When I walked into the KNOW Control Room to inform Joe Gracey I had arrived and he should wake me “crashed” in the Production Room when it was time to relieve him, I knew immediately that Joe was NOT happy!

For the third time in as many weekends the Control Room Monitor Speaker was not working. Since it was not an emergency, the problem was not going to get fixed until Monday. Yes! You could work your air shift without a functioning Monitor Speaker, but it just made things harder and frustrating and even irritating at times. I knew I was not looking forward to my air shift without a functioning Monitor Speaker.

Sleep would not come because the Monitor Speaker problem kept bugging me. On a whim, I walked down the hall and tried the Engineering Office door which had always been locked every time I had tried it in the past. Surprise! The door opened. I turned on the lights and started looking for a Control Board schematic. After a few minutes of searching I found the schematic and I started looking at it to find possible things that might cause the Monitor Speaker problem.

I traced through the Monitor Speaker portion of the schematic multiple times. I finally decided that a fuse might be causing the problem, because I thought it was located in a “strange” place in the schematic.

I returned to the Control Room and I started taking the back off the Control Board. Joe was uneasy. I had to assure him multiple times that what I was doing was not going to affect anything that was on the air.

After looking and verifying multiple times, I found the physical location of the fuse. I informed Joe that I was going to remove it during his next record. If I pulled the fuse and we lost audio, I would immediately put it back and there would only be a second or two of “dead air.”

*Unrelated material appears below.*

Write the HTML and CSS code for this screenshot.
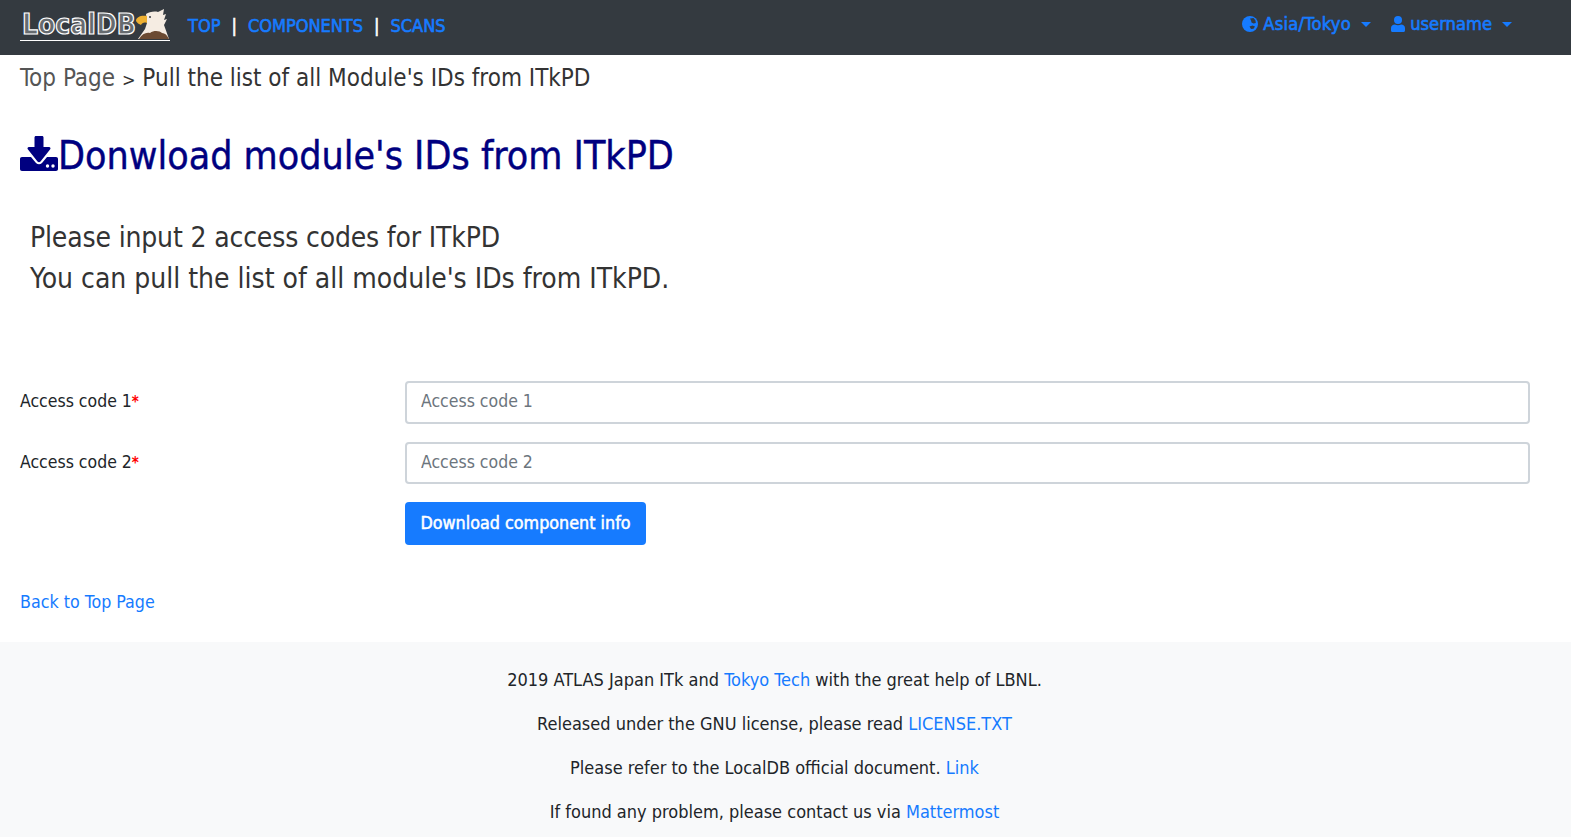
FILE: index.html
```html
<!DOCTYPE html>
<html lang="en">
<head>
  <meta charset="UTF-8">
  <title>Download module IDs</title>
  <link rel="stylesheet" href="styles.css">
</head>
<body>
  <nav class="navbar">
    <a class="brand" href="#">
      <span class="brand-text">LocalDB</span>
      <svg class="eagle" width="34" height="31" viewBox="0 0 34 31">
        <path d="M10 5 C13 3 18 2 22 3 L28 0 L27 6 L30 5 L28 11 L31 10 L28 16 L33 30 L2 30 L9 20 L11 14 Z" fill="#f5ece2"/>
        <path d="M3 30 C6 25 10 23 14 24 C18 21 24 22 26 24 C29 24 31 26 33 30 Z" fill="#6b4a32"/>
        <path d="M0 12 C0 8 5 6 11 7 L11 14 C8 13 6 14 5 16 C3 15 1 14 0 12 Z" fill="#eeb031"/>
        <circle cx="14" cy="8" r="1" fill="#343a40"/>
      </svg>
    </a>
    <ul class="nav-links">
      <li><a href="#">TOP</a></li>
      <li class="sep">|</li>
      <li><a href="#">COMPONENTS</a></li>
      <li class="sep">|</li>
      <li><a href="#">SCANS</a></li>
    </ul>
    <ul class="nav-right">
      <li>
        <a href="#">
          <svg class="nav-icon" width="16" height="16" viewBox="0 0 16 16">
            <circle cx="8" cy="8" r="8" fill="#167bff"/>
            <path d="M8 2.500 L11.500 2 L13.500 4.500 L13.800 7 L11.500 7.500 L9.500 6.500 L9 4.500 Z" fill="#343a40"/>
            <path d="M7.500 10.500 L10.500 9.500 L13 10.500 L11.500 12.800 L9 13 Z" fill="#343a40"/>
          </svg>
          <span class="tz">Asia/Tokyo</span><span class="caret"></span>
        </a>
      </li>
      <li>
        <a href="#">
          <svg class="nav-icon" width="14" height="16" viewBox="0 0 14 16">
            <circle cx="7" cy="4" r="4" fill="#167bff"/>
            <path d="M0 14.5 V12 C0 9.8 1.8 8.5 3.8 8.5 C5.8 9.5 8.2 9.5 10.2 8.5 C12.2 8.5 14 9.8 14 12 V14.5 C14 15.4 13.4 16 12.5 16 H1.5 C.6 16 0 15.4 0 14.5 Z" fill="#167bff"/>
          </svg>
          username<span class="caret"></span>
        </a>
      </li>
    </ul>
  </nav>

  <div class="content">
    <p class="crumbs"><a href="#">Top Page</a> <span class="crumb-sep">&gt;</span> Pull the list of all Module's IDs from ITkPD</p>

    <h1 class="title">
      <svg width="38" height="35" viewBox="0 0 38 35">
        <path d="M16 0 H22 C23 0 23.500 .6 23.500 1.500 V11 H29 C30.500 11 31 12.500 30 13.500 L20.500 25.500 C19.600 26.500 18.400 26.500 17.500 25.500 L8 13.500 C7 12.500 7.500 11 9 11 H14.500 V1.500 C14.500 .6 15 0 16 0 Z" fill="#000080"/>
        <path d="M2 21 H11 L16 27 C17.800 28.800 20.200 28.800 22 27 L27 21 H36 C37.200 21 38 21.800 38 23 V33 C38 34.200 37.200 35 36 35 H2 C.8 35 0 34.200 0 33 V23 C0 21.800 .8 21 2 21 Z" fill="#000080"/>
        <circle cx="27.500" cy="30" r="1.700" fill="#fff"/>
        <circle cx="33" cy="30" r="1.700" fill="#fff"/>
      </svg>Donwload module's IDs from ITkPD
    </h1>

    <p class="intro"><span class="intro-first">Please input 2 access codes for ITkPD</span><br>You can pull the list of all module's IDs from ITkPD.</p>

    <form class="code-form">
      <div class="form-row">
        <label for="code1">Access code 1<span class="req">*</span></label>
        <input type="text" id="code1" placeholder="Access code 1">
      </div>
      <div class="form-row">
        <label for="code2">Access code 2<span class="req">*</span></label>
        <input type="text" id="code2" placeholder="Access code 2">
      </div>
      <div class="form-row">
        <span></span>
        <div><button type="submit">Download component info</button></div>
      </div>
    </form>

    <p class="back"><a href="#">Back to Top Page</a></p>
  </div>

  <footer class="footer">
    <p>2019 ATLAS Japan ITk and <a href="#">Tokyo Tech</a> with the great help of LBNL.</p>
    <p>Released under the GNU license, please read <a href="#">LICENSE.TXT</a></p>
    <p>Please refer to the LocalDB official document. <a href="#">Link</a></p>
    <p>If found any problem, please contact us via <a href="#">Mattermost</a></p>
  </footer>
</body>
</html>
```

FILE: styles.css
```css
* {
  box-sizing: border-box;
}
body {
  margin: 0;
  font-family: "DejaVu Sans", Verdana, sans-serif;
  font-stretch: condensed;
  font-size: 17.5px;
  line-height: 1.5;
  color: #212529;
  background: #fff;
}
a {
  color: #167bff;
  text-decoration: none;
}
p {
  margin: 0;
}
.navbar {
  display: flex;
  align-items: center;
  height: 55px;
  padding: 0 20px;
  background: #343a40;
}
.brand {
  display: flex;
  align-items: flex-end;
  justify-content: space-between;
  height: 33px;
  width: 150px;
  border-bottom: 1px solid #fff;
  margin-bottom: 6px;
  overflow: hidden;
}
.brand-text {
  font-weight: bold;
  font-size: 28px;
  line-height: 31px;
  margin-left: 2px;
  color: rgba(255, 255, 255, .25);
  -webkit-text-stroke: 1.2px #fff;
}
.eagle {
  flex: none;
}
.nav-links {
  display: flex;
  gap: 11px;
  list-style: none;
  margin: -4px 0 0 18px;
  padding: 0;
  font-size: 18px;
  -webkit-text-stroke: .6px currentColor;
}
.sep {
  color: #fff;
}
.nav-right {
  display: flex;
  gap: 20px;
  list-style: none;
  margin: -8px 39px 0 auto;
  padding: 0;
  font-size: 18.2px;
  -webkit-text-stroke: .6px currentColor;
}
.nav-right a {
  color: #167bff;
}
.tz {
  letter-spacing: .25px;
}
.nav-icon {
  vertical-align: -2px;
  stroke: none;
}
.caret {
  display: inline-block;
  margin-left: 10px;
  vertical-align: 3px;
  border-top: 5px solid #167bff;
  border-left: 5px solid transparent;
  border-right: 5px solid transparent;
}
.content {
  padding: 0 20px;
}
.crumbs {
  margin-top: 5px;
  font-size: 24px;
  line-height: 36px;
  color: #333;
}
.crumbs a {
  color: #555;
}
.crumb-sep {
  font-size: 18px;
}
.title {
  display: flex;
  align-items: flex-end;
  margin: 33px 0 0;
  font-size: 39px;
  font-weight: normal;
  line-height: 50px;
  color: #000080;
  -webkit-text-stroke: .4px #000080;
}
.title svg {
  margin-bottom: 10px;
}
.intro {
  margin: 36px 0 0 10px;
  font-size: 28px;
  line-height: 41px;
  color: #333;
}
.intro-first {
  letter-spacing: -.16px;
}
.code-form {
  margin-top: 82px;
}
.form-row {
  display: grid;
  grid-template-columns: 385px 1125px;
  margin-bottom: 18px;
}
label {
  line-height: 41px;
  height: 42px;
  color: #212529;
}
.req {
  color: #f00;
  font-weight: bold;
  font-size: 15px;
}
input {
  display: block;
  width: 100%;
  height: 42.5px;
  padding: 0 14px 2px;
  font: inherit;
  color: #495057;
  border: 2px solid #ced4da;
  border-radius: 4px;
}
input::placeholder {
  color: #6c757d;
  opacity: 1;
}
button {
  height: 43px;
  width: 241px;
  padding: 0;
  font: inherit;
  font-size: 17.8px;
  color: #fff;
  -webkit-text-stroke: .5px #fff;
  background: #167bff;
  border: none;
  border-radius: 4px;
  cursor: pointer;
}
.back {
  margin-top: 44px;
  line-height: 26px;
  font-size: 17.7px;
}
.footer {
  margin-top: 27px;
  padding: 25px 22px 0 0;
  height: 196px;
  background: #f8f9fa;
  text-align: center;
  overflow: hidden;
  font-size: 18px;
}
.footer p {
  line-height: 26px;
  margin-bottom: 18px;
}
```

Joe thought about it for a moment. Since he was so frustrated with the Monitor Speaker problem, he finally said “Try it and see what happens.”

I pulled the fuse. Nothing happened! I looked at the fuse and it was “blown.” I told Joe I would be back in a few minutes.

I went down the hall to look for a replacement fuse in the Engineering Office. Before I looked for a replacement fuse, I decided to look at the schematic to see the listed value of the fuse. I found no value for the fuse anywhere on the schematic or the parts list. I decided to look for an exact replacement fuse. After a long search, I couldn’t find an exact replacement. I did find a fuse that was rated for ampere more.

I looked at all the Monitor Speaker components in the schematic to see if there was any reason not to use the higher rated fuse. I found none, so I went down the hall with the new fuse to install it into the Control Room Board and see what happened.

I told Joe to assure the Monitor Speaker volume was at minimum before I did anything. I inserted the new fuse into the Control Board and then asked him to Slowly turn up the volume for the Monitor Speaker. It worked Great!

As I closed up the Control Board, Joe was very effusive with his thankfulness for fixing the problem.

I slept well. Joe let me know of his thankfulness again when he woke me up for my air shift.

For the rest of my time at KNOW, I never encountered a non-functional Monitor Speaker.

Paul Kirby

Paul Kirby Note: Some of you may be wondering why I thought that I was qualified to troubleshoot the Monitor Speaker problem. At the time my full-time job was as a broadcast engineer. I was working weekends at KNOW to get some extra money to pay off college loans.